What was causing this flimsy sheet of “tissue paper” to withstand the mighty rush of an “artillery shell,” and more, to turn it around and send it back from where it had come? Rutherford thought he knew, and his calculations bore him out. The particles could have been repelled with such force, he reasoned, only if all of the positive charge in the gold atom were compressed into a hard, dense, fiercely compacted point of matter: into a “nucleus.” But where were the electrons? Rutherford argued, and his brilliant student Niels Bohr showed mathematically, that the electrons must be orbiting this nuclear sun like so many tiny planets, like vacant moons. Suddenly it was no longer possible to think of atoms as Daltonian billiard balls, or even as plum puddings. With this single experiment, the atom, upon which the hard back of the physical world rested, became mostly emptiness.

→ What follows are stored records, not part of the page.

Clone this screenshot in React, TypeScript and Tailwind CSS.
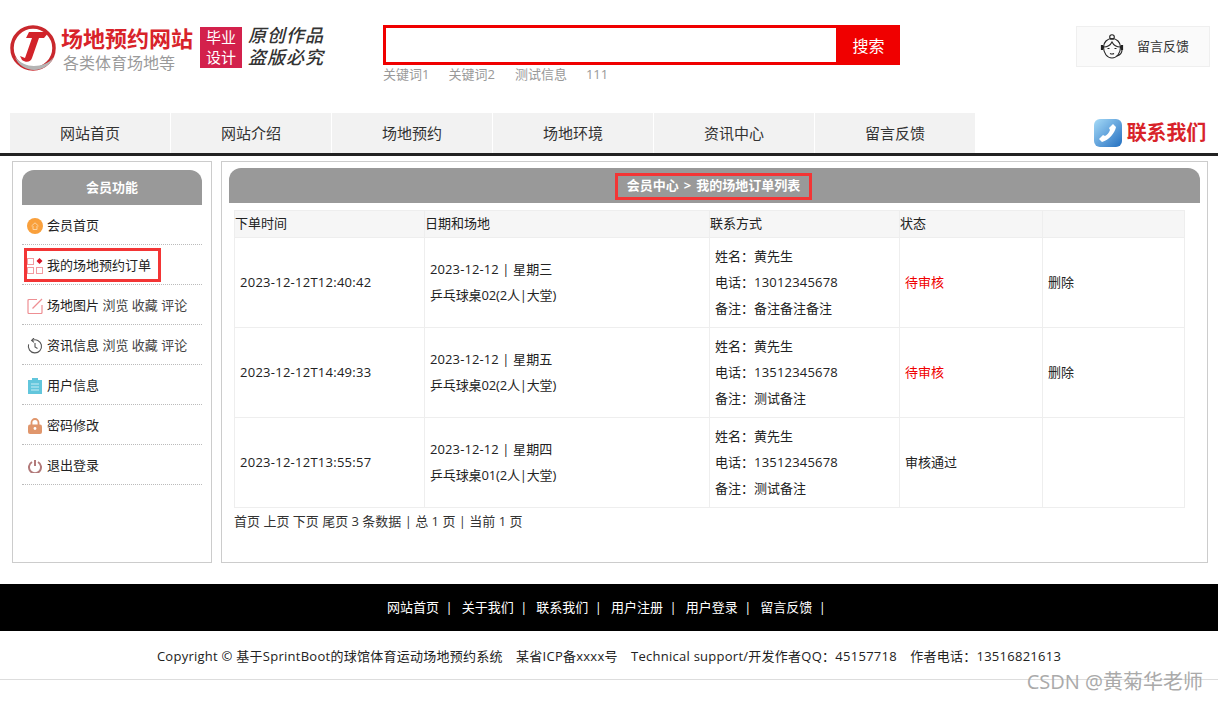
import React from "react";

const NAV = ["网站首页", "网站介绍", "场地预约", "场地环境", "资讯中心", "留言反馈"];
const FOOT = ["网站首页", "关于我们", "联系我们", "用户注册", "用户登录", "留言反馈"];

const ORDERS = [
  { time: "2023-12-12T12:40:42", date: "2023-12-12 | 星期三", place: "乒乓球桌02(2人|大堂)", phone: "13012345678", note: "备注备注备注", status: "待审核", del: true },
  { time: "2023-12-12T14:49:33", date: "2023-12-12 | 星期五", place: "乒乓球桌02(2人|大堂)", phone: "13512345678", note: "测试备注", status: "待审核", del: true },
  { time: "2023-12-12T13:55:57", date: "2023-12-12 | 星期四", place: "乒乓球桌01(2人|大堂)", phone: "13512345678", note: "测试备注", status: "审核通过", del: false },
];

const Logo = () => (
  <svg width="46" height="48" viewBox="0 0 46 48" className="shrink-0">
    <circle cx="23" cy="24" r="21" fill="none" stroke="#c9282d" strokeWidth="3.5" />
    <path d="M5 33c3 8 11 13 19 13 9 0 16-5 20-13-5 6-12 9-20 9-7 0-14-3-19-9z" fill="#b4b4b4" />
    <path d="M19 8h20l-5 6h-5l-7 20c-1 4-6 5-10 2l-2-4 5 2 7-20h-6z" fill="#d2232a" />
  </svg>
);

const Agent = () => (
  <svg width="24" height="26" viewBox="0 0 24 26" fill="none" stroke="#222" strokeWidth="1.1">
    <path d="M3.5 13a8.5 8.5 0 0 1 17 0c0 6-3.5 11-8.5 11S3.500 19 3.500 13z" />
    <path d="M3.500 13c4 0 7-2 8.500-5 1.500 3 4.500 5 8.500 5" />
    <circle cx="12" cy="3" r="2.300" />
    <path d="M2 11v5M22 11v5" strokeWidth="2.200" />
    <path d="M22 16c0 3-2 5-5 6" />
    <path d="M10 19.500c1.500.7 3 .7 4 0" />
    <path d="M7.500 14.500h2M14.500 14.500h2" />
  </svg>
);

const Phone = () => (
  <div className="w-[28px] h-[28px] rounded-[6px] bg-gradient-to-br from-[#a6dbf7] to-[#1f6fc0] flex items-center justify-center shrink-0">
    <svg width="20" height="20" viewBox="0 0 20 20" fill="#fff">
      <path d="M15 1l3 3c-1 6-7 13-14 15l-3-3 4-4 2 1c2-1 4-3 5-6l-1-2z" />
    </svg>
  </div>
);

const IconWrap = ({ children }: { children: React.ReactNode }) => (
  <span className="w-[16px] h-[16px] mr-[4px] flex items-center justify-center shrink-0">{children}</span>
);

const SideIcons: Record<string, React.ReactNode> = {
  home: (
    <svg width="16" height="16" viewBox="0 0 16 16">
      <circle cx="8" cy="8" r="8" fill="#f9a03c" />
      <path d="M4.500 8L8 4.800 11.500 8M6 8v3.500h4V8" fill="none" stroke="#fcd3a0" strokeWidth="1" />
    </svg>
  ),
  order: (
    <svg width="16" height="16" viewBox="0 0 16 16" fill="none" stroke="#f39aa0" strokeWidth="1">
      <rect x=".5" y=".5" width="6" height="6" />
      <rect x=".5" y="9.500" width="6" height="6" />
      <rect x="9.500" y="9.500" width="6" height="6" />
      <path d="M12.500 0l3 3-3 3-3-3z" fill="#d8182a" stroke="none" />
    </svg>
  ),
  pic: (
    <svg width="16" height="16" viewBox="0 0 16 16" fill="none" stroke="#ee8f93" strokeWidth="1.200">
      <path d="M10 1.500H2a1 1 0 0 0-1 1v12a1 1 0 0 0 1 1h12a1 1 0 0 0 1-1V7" />
      <path d="M5.500 10.500L15 1" />
    </svg>
  ),
  news: (
    <svg width="16" height="16" viewBox="0 0 16 16" fill="none" stroke="#555" strokeWidth="1.100">
      <path d="M5 2.400a6.600 6.600 0 1 1-3.400 4" />
      <path d="M7 0L4.600 2.400 7 4.400" />
      <path d="M8 5v4l2.500 1.500" />
    </svg>
  ),
  user: (
    <svg width="14" height="16" viewBox="0 0 14 16">
      <path d="M0 2h4V0h6v2h4v14H0z" fill="#62c6dc" />
      <path d="M3 6h8M3 9h8M3 12h8" stroke="#c8eef6" strokeWidth="1" />
    </svg>
  ),
  lock: (
    <svg width="14" height="16" viewBox="0 0 14 16">
      <path d="M3.500 7V4.500a3.500 3.500 0 0 1 7 0V7" fill="none" stroke="#e0966c" strokeWidth="1.800" />
      <rect y="6.500" width="14" height="9.500" rx="2" fill="#e0966c" />
      <circle cx="7" cy="10.500" r="1.400" fill="#fff" />
    </svg>
  ),
  exit: (
    <svg width="14" height="14" viewBox="0 0 14 14" fill="none" stroke="#b27a7a" strokeWidth="2">
      <path d="M4 3a6 6 0 1 0 6 0" />
      <path d="M7 1v6" />
    </svg>
  ),
};

const SideItem = ({ icon, label, extra, boxed }: { icon: string; label: string; extra?: boolean; boxed?: boolean }) => (
  <li className="relative h-[40px] flex items-center pl-[5px] pt-[2px] border-b border-dotted border-[#bbb]">
    <IconWrap>{SideIcons[icon]}</IconWrap>
    <span className="text-[13px] text-[#222]">
      {label}
      {extra && <span className="text-[#444]"> 浏览 收藏 评论</span>}
    </span>
    {boxed && <span className="absolute left-[2px] top-[3px] w-[137px] h-[34px] border-[3px] border-[#f33535]" />}
  </li>
);

const Cell = ({ className = "", children }: { className?: string; children?: React.ReactNode }) => (
  <td className={`border border-[#eeeeee] pl-[5px] pb-[2px] text-[13px] text-[#222] leading-[26px] ${className}`}>{children}</td>
);

export default function App() {
  return (
    <div className="relative w-[1218px] h-[702px] overflow-hidden bg-white font-['Open_Sans','Noto_Sans_CJK_SC',sans-serif] text-[13px]">
      {/* header */}
      <header className="h-[113px] flex items-start pl-[10px] pr-[8px]">
        <div className="mt-[24px]"><Logo /></div>
        <div className="ml-[5px] mt-[22px] w-[139px]">
          <div className="text-[22px] leading-[32px] font-bold text-[#d8232a] whitespace-nowrap">场地预约网站</div>
          <div className="-mt-[2px] text-[16px] leading-[22px] text-[#9a9a9a] ml-[2px] whitespace-nowrap">各类体育场地等</div>
        </div>
        <div className="mt-[27px] w-[42px] h-[41px] bg-[#d3214c] text-white text-[15px] leading-[20px] text-center">毕业<br />设计</div>
        <div className="mt-[26px] ml-[6px] w-[135px] flex flex-col gap-[3px] text-[18px] leading-[19px] tracking-[1px] text-[#333] italic font-medium whitespace-nowrap">
          <span>原创作品</span>
          <span>盗版必究</span>
        </div>
        <div className="mt-[25px] w-[517px]">
          <div className="h-[40px] flex border-[3px] border-[#f00000]">
            <input className="flex-1 min-w-0 outline-none" aria-label="搜索" />
            <button className="w-[61px] bg-[#f00000] text-white text-[16px] pl-[4px] pt-[1px]">搜索</button>
          </div>
          <div className="flex gap-[19px] text-[13px] leading-[18px] text-[#999]">
            <span>关键词1</span><span>关键词2</span><span className="ml-[1px]">测试信息</span><span>111</span>
          </div>
        </div>
        <div className="ml-auto mt-[26px] w-[134px] h-[41px] flex items-center pl-[23px] gap-[13px] bg-[#fafafa] border border-[#efefef] text-[13px] text-[#333]">
          <Agent />
          <span className="whitespace-nowrap">留言反馈</span>
        </div>
      </header>

      {/* nav */}
      <nav className="h-[43px] border-b-[3px] border-[#222] pl-[10px] pr-[12px] flex items-start justify-between">
        <ul className="flex">
          {NAV.map((n) => (
            <li key={n} className="w-[161px] h-[40px] flex items-center justify-center bg-[#f2f2f2] border-r border-white text-[15px] text-[#333]">{n}</li>
          ))}
        </ul>
        <div className="flex items-center gap-[5px] h-[40px]">
          <Phone />
          <span className="text-[20px] tracking-[-0.2px] font-bold text-[#d8232a] whitespace-nowrap">联系我们</span>
        </div>
      </nav>

      {/* body */}
      <div className="mt-[5px] pl-[12px] pr-[10px] flex gap-[9px] h-[402px]">
        <aside className="w-[200px] border border-[#cccccc] pt-[8px] px-[9px]">
          <div className="h-[35px] rounded-t-[12px] bg-[#999999] text-white font-bold text-[13px] flex items-center justify-center">会员功能</div>
          <ul>
            <SideItem icon="home" label="会员首页" />
            <SideItem icon="order" label="我的场地预约订单" boxed />
            <SideItem icon="pic" label="场地图片" extra />
            <SideItem icon="news" label="资讯信息" extra />
            <SideItem icon="user" label="用户信息" />
            <SideItem icon="lock" label="密码修改" />
            <SideItem icon="exit" label="退出登录" />
          </ul>
        </aside>

        <main className="flex-1 border border-[#cccccc] pt-[6px] px-[7px]">
          <div className="h-[35px] rounded-t-[12px] bg-[#999999] flex items-center justify-center">
            <span className="h-[27px] w-[197px] mt-[1px] mr-[2px] border-[3px] border-[#f33535] text-white font-bold text-[13px] flex items-center justify-center whitespace-nowrap">
              <span>会员中心</span>
              <span className="mx-[5px]">&gt;</span>
              <span>我的场地订单列表</span>
            </span>
          </div>
          <table className="mt-[7px] ml-[5px] w-[950px] table-fixed border-collapse">
            <colgroup>
              <col className="w-[190px]" /><col className="w-[285px]" /><col className="w-[190px]" /><col className="w-[143px]" /><col className="w-[142px]" />
            </colgroup>
            <thead>
              <tr className="h-[27px] bg-[#f6f6f6]">
                {["下单时间", "日期和场地", "联系方式", "状态", ""].map((h, i) => (
                  <th key={i} className="border border-[#eeeeee] text-left font-normal text-[13px] text-[#222]">{h}</th>
                ))}
              </tr>
            </thead>
            <tbody>
              {ORDERS.map((o) => (
                <tr key={o.time} className="h-[90px]">
                  <Cell className="tracking-[0.26px]">{o.time}</Cell>
                  <Cell><span className="tracking-[0.1px]">{o.date}</span><br /><span className="tracking-[-0.15px]">{o.place}</span></Cell>
                  <Cell>姓名：黄先生<br />电话：<span className="tracking-[0.2px]">{o.phone}</span><br />备注：{o.note}</Cell>
                  <Cell className={o.del ? "text-[#f00000]" : ""}>{o.status}</Cell>
                  <Cell className="text-[#8a6414]">{o.del ? "删除" : ""}</Cell>
                </tr>
              ))}
            </tbody>
          </table>
          <div className="mt-[3px] ml-[5px] leading-[20px] text-[13px] text-[#333]">首页 上页 下页 尾页 3 条数据 | 总 1 页 | 当前 1 页</div>
        </main>
      </div>

      {/* footer */}
      <div className="mt-[21px] h-[47px] bg-black flex items-center justify-center gap-[9px] text-white text-[13px] pr-[5px]">
        {FOOT.map((f) => (
          <span key={f} className="flex gap-[6.500px]"><span>{f}</span><span>|</span></span>
        ))}
      </div>
      <div className="h-[49px] pt-[3px] border-b border-[#dddddd] flex items-center justify-center text-[13px] text-[#222] whitespace-pre tracking-[0.26px]">
        Copyright © 基于SprintBoot的球馆体育运动场地预约系统　某省ICP备xxxx号　Technical support/开发作者QQ：45157718　作者电话：13516821613
      </div>
      <div className="absolute right-[15px] top-[669px] text-[20px] leading-[26px] text-[#aaaaaa] whitespace-nowrap">CSDN @黄菊华老师</div>
    </div>
  );
}
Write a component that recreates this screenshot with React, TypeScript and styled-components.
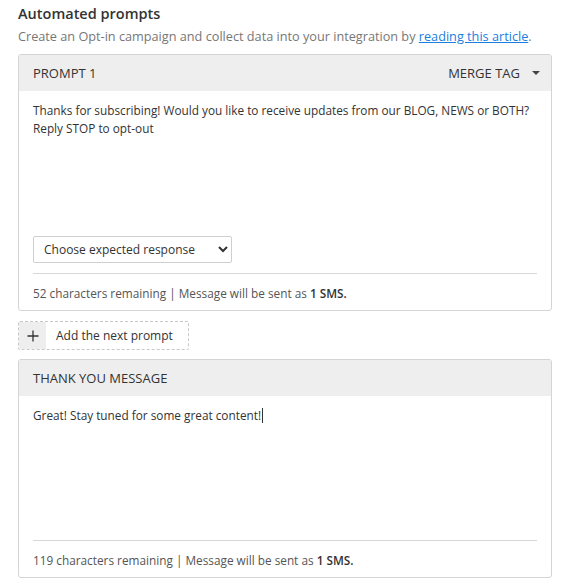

Imagine the rounded dome of a great cathedral on a quiet morning. In its center, on an updraft, is supported a single dust mote, a particle of mica. Between this speck and the great dome there is nothing. Place yourself there on that ceiling and look across the broad enclosure, rose-colored at this hour, toward that glittering point. You are at the distance of the first electron shell, looking inward to the heart of matter itself, whirling and caught in the force of that insignificant nub, the nucleus. And you can barely discern it, barely make it out. What you see, the great fact of your experience, is space pure and simple, empty space, awash over matter like a sea.